> _DESCRIPTION OF THE TASK_
The listing below must be repeated word for word, with its images excluded.

> _COLLECTED MATERIAL_

= = = = = = =

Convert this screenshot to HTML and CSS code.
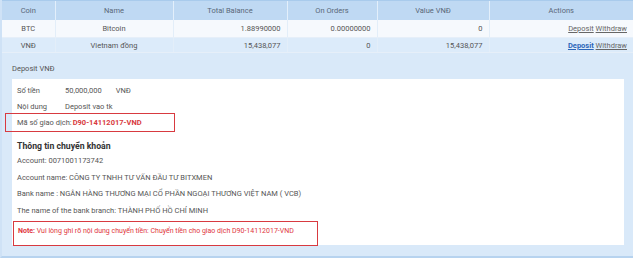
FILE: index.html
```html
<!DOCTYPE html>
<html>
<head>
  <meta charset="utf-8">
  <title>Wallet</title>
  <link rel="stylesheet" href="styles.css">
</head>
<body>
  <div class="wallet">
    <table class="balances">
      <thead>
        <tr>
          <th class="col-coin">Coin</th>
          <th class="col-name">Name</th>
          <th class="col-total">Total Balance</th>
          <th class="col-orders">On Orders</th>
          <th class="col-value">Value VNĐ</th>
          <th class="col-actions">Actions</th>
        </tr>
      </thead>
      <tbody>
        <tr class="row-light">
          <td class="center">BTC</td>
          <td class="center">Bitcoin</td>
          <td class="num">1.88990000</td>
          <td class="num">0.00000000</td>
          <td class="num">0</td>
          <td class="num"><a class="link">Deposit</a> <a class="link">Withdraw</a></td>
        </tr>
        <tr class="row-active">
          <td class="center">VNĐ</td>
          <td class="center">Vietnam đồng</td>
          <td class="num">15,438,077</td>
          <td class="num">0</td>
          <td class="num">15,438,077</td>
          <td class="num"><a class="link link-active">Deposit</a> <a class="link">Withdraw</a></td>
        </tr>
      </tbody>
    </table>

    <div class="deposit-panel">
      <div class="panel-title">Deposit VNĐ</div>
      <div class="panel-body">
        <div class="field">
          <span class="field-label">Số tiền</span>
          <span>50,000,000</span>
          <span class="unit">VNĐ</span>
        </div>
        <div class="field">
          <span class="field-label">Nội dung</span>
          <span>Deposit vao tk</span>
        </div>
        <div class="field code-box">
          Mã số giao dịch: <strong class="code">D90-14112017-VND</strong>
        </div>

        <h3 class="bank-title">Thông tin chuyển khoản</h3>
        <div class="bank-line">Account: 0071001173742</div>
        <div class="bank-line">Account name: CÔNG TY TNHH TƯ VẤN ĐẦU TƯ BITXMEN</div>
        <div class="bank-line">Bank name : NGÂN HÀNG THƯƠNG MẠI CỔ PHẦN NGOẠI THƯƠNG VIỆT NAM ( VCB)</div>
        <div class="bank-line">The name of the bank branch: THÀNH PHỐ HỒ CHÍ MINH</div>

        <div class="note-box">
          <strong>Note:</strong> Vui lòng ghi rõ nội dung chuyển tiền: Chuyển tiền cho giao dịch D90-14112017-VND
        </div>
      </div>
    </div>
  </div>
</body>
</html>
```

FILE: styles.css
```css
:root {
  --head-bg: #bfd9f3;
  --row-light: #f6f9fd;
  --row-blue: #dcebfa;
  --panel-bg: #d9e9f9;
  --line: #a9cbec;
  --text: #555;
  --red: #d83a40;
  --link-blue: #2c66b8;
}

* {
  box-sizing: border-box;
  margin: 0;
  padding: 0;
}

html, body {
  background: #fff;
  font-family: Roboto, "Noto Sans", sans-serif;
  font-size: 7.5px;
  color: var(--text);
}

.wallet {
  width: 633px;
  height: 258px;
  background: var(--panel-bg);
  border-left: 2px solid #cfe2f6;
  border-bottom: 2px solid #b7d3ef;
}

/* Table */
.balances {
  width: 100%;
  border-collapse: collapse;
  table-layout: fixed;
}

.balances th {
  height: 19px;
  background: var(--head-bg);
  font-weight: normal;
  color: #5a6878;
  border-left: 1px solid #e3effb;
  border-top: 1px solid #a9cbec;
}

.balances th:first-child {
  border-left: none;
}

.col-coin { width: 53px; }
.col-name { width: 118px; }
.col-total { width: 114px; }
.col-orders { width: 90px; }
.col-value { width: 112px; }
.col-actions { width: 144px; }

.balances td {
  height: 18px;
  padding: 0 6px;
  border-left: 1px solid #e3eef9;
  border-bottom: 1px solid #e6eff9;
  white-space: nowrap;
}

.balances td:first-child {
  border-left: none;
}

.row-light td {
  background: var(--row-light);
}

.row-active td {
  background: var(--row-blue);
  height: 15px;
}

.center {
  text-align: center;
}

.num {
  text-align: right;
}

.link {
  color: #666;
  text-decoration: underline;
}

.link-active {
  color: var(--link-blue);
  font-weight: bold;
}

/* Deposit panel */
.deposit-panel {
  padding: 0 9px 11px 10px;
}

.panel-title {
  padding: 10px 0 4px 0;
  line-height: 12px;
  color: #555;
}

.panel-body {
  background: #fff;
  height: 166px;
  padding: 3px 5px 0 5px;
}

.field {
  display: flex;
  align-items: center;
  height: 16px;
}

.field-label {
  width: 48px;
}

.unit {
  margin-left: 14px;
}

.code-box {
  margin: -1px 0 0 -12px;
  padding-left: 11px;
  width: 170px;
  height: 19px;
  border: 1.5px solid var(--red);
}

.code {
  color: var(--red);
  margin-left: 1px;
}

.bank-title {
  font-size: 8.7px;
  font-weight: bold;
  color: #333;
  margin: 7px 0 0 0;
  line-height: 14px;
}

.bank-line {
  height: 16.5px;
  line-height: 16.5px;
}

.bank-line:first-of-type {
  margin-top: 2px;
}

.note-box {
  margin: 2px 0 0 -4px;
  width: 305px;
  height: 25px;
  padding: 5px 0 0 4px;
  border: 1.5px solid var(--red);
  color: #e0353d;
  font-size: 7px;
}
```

= = = = = = =

> _SOLUTION_
Convert this screenshot to HTML and CSS code.
FILE: index.html
```html
<!DOCTYPE html>
<html>
<head>
  <meta charset="utf-8">
  <title>Wallet</title>
  <link rel="stylesheet" href="styles.css">
</head>
<body>
  <div class="wallet">
    <table class="balances">
      <thead>
        <tr>
          <th class="col-coin">Coin</th>
          <th class="col-name">Name</th>
          <th class="col-total">Total Balance</th>
          <th class="col-orders">On Orders</th>
          <th class="col-value">Value VNĐ</th>
          <th class="col-actions">Actions</th>
        </tr>
      </thead>
      <tbody>
        <tr class="row-light">
          <td class="center">BTC</td>
          <td class="center">Bitcoin</td>
          <td class="num">1.88990000</td>
          <td class="num">0.00000000</td>
          <td class="num">0</td>
          <td class="num"><a class="link">Deposit</a> <a class="link">Withdraw</a></td>
        </tr>
        <tr class="row-active">
          <td class="center">VNĐ</td>
          <td class="center">Vietnam đồng</td>
          <td class="num">15,438,077</td>
          <td class="num">0</td>
          <td class="num">15,438,077</td>
          <td class="num"><a class="link link-active">Deposit</a> <a class="link">Withdraw</a></td>
        </tr>
      </tbody>
    </table>

    <div class="deposit-panel">
      <div class="panel-title">Deposit VNĐ</div>
      <div class="panel-body">
        <div class="field">
          <span class="field-label">Số tiền</span>
          <span>50,000,000</span>
          <span class="unit">VNĐ</span>
        </div>
        <div class="field">
          <span class="field-label">Nội dung</span>
          <span>Deposit vao tk</span>
        </div>
        <div class="field code-box">
          Mã số giao dịch: <strong class="code">D90-14112017-VND</strong>
        </div>

        <h3 class="bank-title">Thông tin chuyển khoản</h3>
        <div class="bank-line">Account: 0071001173742</div>
        <div class="bank-line">Account name: CÔNG TY TNHH TƯ VẤN ĐẦU TƯ BITXMEN</div>
        <div class="bank-line">Bank name : NGÂN HÀNG THƯƠNG MẠI CỔ PHẦN NGOẠI THƯƠNG VIỆT NAM ( VCB)</div>
        <div class="bank-line">The name of the bank branch: THÀNH PHỐ HỒ CHÍ MINH</div>

        <div class="note-box">
          <strong>Note:</strong> Vui lòng ghi rõ nội dung chuyển tiền: Chuyển tiền cho giao dịch D90-14112017-VND
        </div>
      </div>
    </div>
  </div>
</body>
</html>
```

FILE: styles.css
```css
:root {
  --head-bg: #bfd9f3;
  --row-light: #f6f9fd;
  --row-blue: #dcebfa;
  --panel-bg: #d9e9f9;
  --line: #a9cbec;
  --text: #555;
  --red: #d83a40;
  --link-blue: #2c66b8;
}

* {
  box-sizing: border-box;
  margin: 0;
  padding: 0;
}

html, body {
  background: #fff;
  font-family: Roboto, "Noto Sans", sans-serif;
  font-size: 7.5px;
  color: var(--text);
}

.wallet {
  width: 633px;
  height: 258px;
  background: var(--panel-bg);
  border-left: 2px solid #cfe2f6;
  border-bottom: 2px solid #b7d3ef;
}

/* Table */
.balances {
  width: 100%;
  border-collapse: collapse;
  table-layout: fixed;
}

.balances th {
  height: 19px;
  background: var(--head-bg);
  font-weight: normal;
  color: #5a6878;
  border-left: 1px solid #e3effb;
  border-top: 1px solid #a9cbec;
}

.balances th:first-child {
  border-left: none;
}

.col-coin { width: 53px; }
.col-name { width: 118px; }
.col-total { width: 114px; }
.col-orders { width: 90px; }
.col-value { width: 112px; }
.col-actions { width: 144px; }

.balances td {
  height: 18px;
  padding: 0 6px;
  border-left: 1px solid #e3eef9;
  border-bottom: 1px solid #e6eff9;
  white-space: nowrap;
}

.balances td:first-child {
  border-left: none;
}

.row-light td {
  background: var(--row-light);
}

.row-active td {
  background: var(--row-blue);
  height: 15px;
}

.center {
  text-align: center;
}

.num {
  text-align: right;
}

.link {
  color: #666;
  text-decoration: underline;
}

.link-active {
  color: var(--link-blue);
  font-weight: bold;
}

/* Deposit panel */
.deposit-panel {
  padding: 0 9px 11px 10px;
}

.panel-title {
  padding: 10px 0 4px 0;
  line-height: 12px;
  color: #555;
}

.panel-body {
  background: #fff;
  height: 166px;
  padding: 3px 5px 0 5px;
}

.field {
  display: flex;
  align-items: center;
  height: 16px;
}

.field-label {
  width: 48px;
}

.unit {
  margin-left: 14px;
}

.code-box {
  margin: -1px 0 0 -12px;
  padding-left: 11px;
  width: 170px;
  height: 19px;
  border: 1.5px solid var(--red);
}

.code {
  color: var(--red);
  margin-left: 1px;
}

.bank-title {
  font-size: 8.7px;
  font-weight: bold;
  color: #333;
  margin: 7px 0 0 0;
  line-height: 14px;
}

.bank-line {
  height: 16.5px;
  line-height: 16.5px;
}

.bank-line:first-of-type {
  margin-top: 2px;
}

.note-box {
  margin: 2px 0 0 -4px;
  width: 305px;
  height: 25px;
  padding: 5px 0 0 4px;
  border: 1.5px solid var(--red);
  color: #e0353d;
  font-size: 7px;
}
```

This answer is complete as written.